Loading and Cleaning Dataset

Let’s take a look at the dataset using the `read_csv` and `head` functions of the pandas module. The code for the same is below.

data = pd.read_csv('StudentsPerformance.csv')
print("Number of data points : ",data.shape[0])
data.head()
StudentsPerformance Dataset
StudentsPerformance Dataset

Some column names are too long and can get confusing as well. Let’s rename the column names to make things a lot simpler. The code to achieve the same is below and when the code executes you can see that now the data looks a lot simpler.

data.rename(columns={"race/ethnicity":"ethnicity",
                     "parental level of education":"parent_education"
                    ,"math score":"math",
                     "reading score":"reading",
                     "writing score":"writing",
                    "test preparation course":"pre"},
            inplace=True)
data.head()
StudentsPerformance Cleaner Dataset
StudentsPerformance Cleaner Dataset

Understand the factor which affects students performance

To know which factor may affect the student’s performance, we classify the score into a couple of ranks and figure out which feature affects the score more significantly.

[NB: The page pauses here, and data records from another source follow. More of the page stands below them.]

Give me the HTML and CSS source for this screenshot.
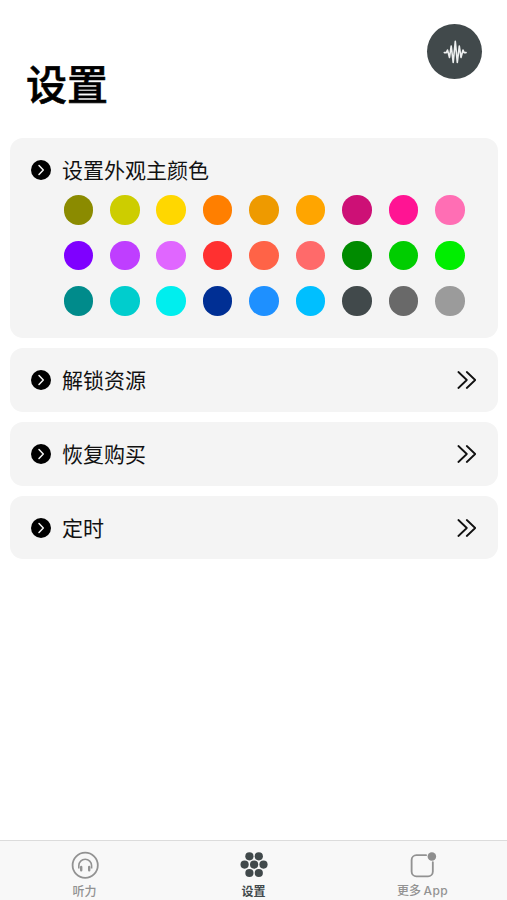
FILE: index.html
```html
<!DOCTYPE html>
<html lang="zh-CN">
<head>
  <meta charset="UTF-8">
  <meta name="viewport" content="width=device-width, initial-scale=1.0">
  <title>设置</title>
  <link rel="stylesheet" href="styles.css">
</head>
<body>
  <svg class="symbols" width="0" height="0">
    <symbol id="bullet" viewBox="0 0 20 20">
      <circle cx="10" cy="10" r="10" fill="#000"/>
      <path d="M8 5.6l4.3 4.4L8 14.4" fill="none" stroke="#f4f4f4" stroke-width="1.5" stroke-linecap="round" stroke-linejoin="round"/>
    </symbol>
    <symbol id="more" viewBox="0 0 19 18">
      <path d="M1.4 1l8.4 8-8.4 8M9.8 1l8.4 8-8.4 8" fill="none" stroke="#111" stroke-width="1.8" stroke-linecap="round" stroke-linejoin="round"/>
    </symbol>
  </svg>

  <header class="header">
    <h1>设置</h1>
    <button class="wave">
      <svg width="24" height="24" viewBox="0 0 24 24" fill="none" stroke="#eef0f0" stroke-width="1.6" stroke-linejoin="round" stroke-linecap="round">
        <path d="M1.3 12.6h2.1l1.1-2.6 2 7.5L8.2 6l2 16.5L12.3 1.4l2 21.1 2-16.5L18 17.5l2-7.5 1.1 2.6h2"/>
      </svg>
    </button>
  </header>

  <main class="list">
    <section class="card card-theme">
      <div class="row">
        <svg class="bullet"><use href="#bullet"/></svg>
        <span class="label">设置外观主颜色</span>
      </div>
      <div class="swatches" id="swatches"></div>
    </section>
    <section class="card row">
      <svg class="bullet"><use href="#bullet"/></svg>
      <span class="label">解锁资源</span>
      <svg class="more"><use href="#more"/></svg>
    </section>
    <section class="card row">
      <svg class="bullet"><use href="#bullet"/></svg>
      <span class="label">恢复购买</span>
      <svg class="more"><use href="#more"/></svg>
    </section>
    <section class="card row">
      <svg class="bullet"><use href="#bullet"/></svg>
      <span class="label">定时</span>
      <svg class="more"><use href="#more"/></svg>
    </section>
  </main>

  <nav class="tabs">
    <a class="tab">
      <svg width="28" height="28" viewBox="0 0 28 28" fill="none" stroke="#929292">
        <circle cx="14.2" cy="14.3" r="12.6" stroke-width="1.8"/>
        <path d="M7.8 17.5v-2.8a6.4 6.4 0 0 1 12.8 0v2.8" stroke-width="1.6"/>
        <path d="M10.2 16v3.3M18.2 16v3.3" stroke-width="2.4" stroke-linecap="round"/>
      </svg>
      <span>听力</span>
    </a>
    <a class="tab active">
      <svg width="28" height="28" viewBox="0 0 28 28" fill="#41494b">
        <circle cx="9.4" cy="5.3" r="4.1"/>
        <circle cx="18.8" cy="5.3" r="4.1"/>
        <circle cx="4.6" cy="13.6" r="4.1"/>
        <circle cx="14.1" cy="13.6" r="4.1"/>
        <circle cx="23.5" cy="13.6" r="4.1"/>
        <circle cx="9.4" cy="22" r="4.1"/>
        <circle cx="18.8" cy="22" r="4.1"/>
      </svg>
      <span>设置</span>
    </a>
    <a class="tab">
      <svg width="28" height="28" viewBox="0 0 28 28">
        <path d="M17.2 4.3H7.2a5 5 0 0 0-5 5v12a5 5 0 0 0 5 5h12a5 5 0 0 0 5-5v-9.8" fill="none" stroke="#929292" stroke-width="1.9" stroke-linecap="round"/>
        <circle cx="23.2" cy="5.8" r="4.4" fill="#8e8e8e"/>
      </svg>
      <span>更多 <span class="latin">App</span></span>
    </a>
  </nav>

  <script>
    const colors = [
      "#8b8b00", "#cdcd00", "#ffd700", "#ff7f00", "#ee9a00", "#ffa500", "#cd1076", "#ff1493", "#ff6eb4",
      "#7f00ff", "#bf3eff", "#e066ff", "#ff3030", "#ff6347", "#ff6a6a", "#008b00", "#00cd00", "#00ee00",
      "#008b8b", "#00cdcd", "#00eeee", "#002f94", "#1e90ff", "#00bfff", "#41494b", "#696969", "#9b9b9b"
    ];
    document.getElementById("swatches").innerHTML = colors
      .map(c => `<span class="swatch" style="background:${c}"></span>`)
      .join("");
  </script>
</body>
</html>
```
FILE: styles.css
```css
* {
  box-sizing: border-box;
}
body {
  margin: 0;
  height: 900px;
  display: flex;
  flex-direction: column;
  background: #fff;
  color: #111;
  font-family: "Noto Sans CJK SC", sans-serif;
}
.symbols {
  position: absolute;
}
.header {
  height: 138px;
  padding: 24px 25px 0 26px;
  display: flex;
  justify-content: space-between;
  align-items: flex-start;
}
h1 {
  margin: 28px 0 0;
  font-size: 41px;
  line-height: 60px;
  font-weight: 500;
  -webkit-text-stroke: 0.6px #000;
  color: #000;
}
.wave {
  width: 55px;
  height: 55px;
  padding: 0;
  border: none;
  border-radius: 50%;
  background: #41494b;
  display: flex;
  align-items: center;
  justify-content: center;
}
.list {
  flex: 1;
  padding: 0 9px 0 10px;
  display: flex;
  flex-direction: column;
  gap: 10px;
}
.card {
  height: 63.7px;
  padding: 0 22px 0 21px;
  border-radius: 13px;
  background: #f4f4f4;
}
.card-theme {
  height: 200.4px;
}
.row {
  display: flex;
  align-items: center;
}
.card-theme .row {
  height: 64px;
}
.bullet {
  width: 20px;
  height: 20px;
}
.label {
  flex: 1;
  margin-left: 11px;
  padding-bottom: 2px;
  font-size: 21px;
  line-height: 30px;
}
.more {
  width: 19px;
  height: 18px;
}
.swatches {
  margin: -7px 0 0 32.5px;
  display: grid;
  grid-template-columns: repeat(9, 29.6px);
  gap: 16.1px 16.85px;
}
.swatch {
  height: 29.6px;
  border-radius: 50%;
}
.tabs {
  height: 60px;
  border-top: 1px solid #dcdcdc;
  background: #f8f8f8;
  display: flex;
}
.tab {
  flex: 1;
  padding-top: 10px;
  display: flex;
  flex-direction: column;
  align-items: center;
  font-size: 12px;
  line-height: 18px;
  font-weight: 500;
  color: #929292;
}
.tab > span {
  margin-top: 3px;
}
.latin {
  font-family: Inter, sans-serif;
  letter-spacing: 0.4px;
}
.active {
  font-weight: 700;
  color: #41494b;
}
```
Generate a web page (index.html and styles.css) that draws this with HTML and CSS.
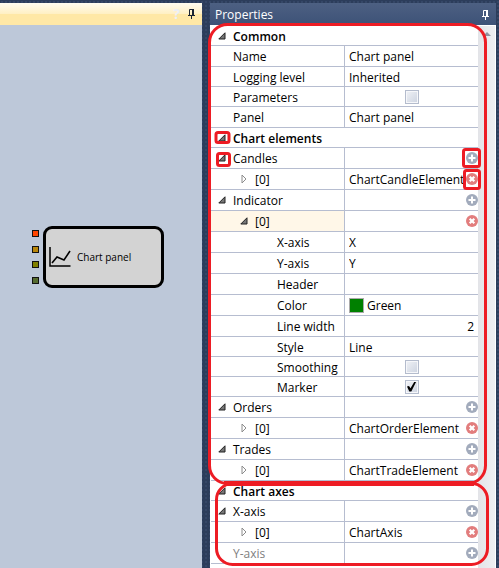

Visualizing Male and Female Performance

We deal with the other things later. First, let’s figure out how males and females perform in all the three subjects present in the dataset.

We will start off by separating the male and female datasets using the code below.

male_data = data[data["gender"]=='male']
female_data = data[data["gender"]=='female']

The next step involves plotting the scores of males and females in three subjects using the subplots of matplotlib and sns.barplot of the seaborn library. The code and output of the same are below.

plt.figure(figsize=(20,10),facecolor='w')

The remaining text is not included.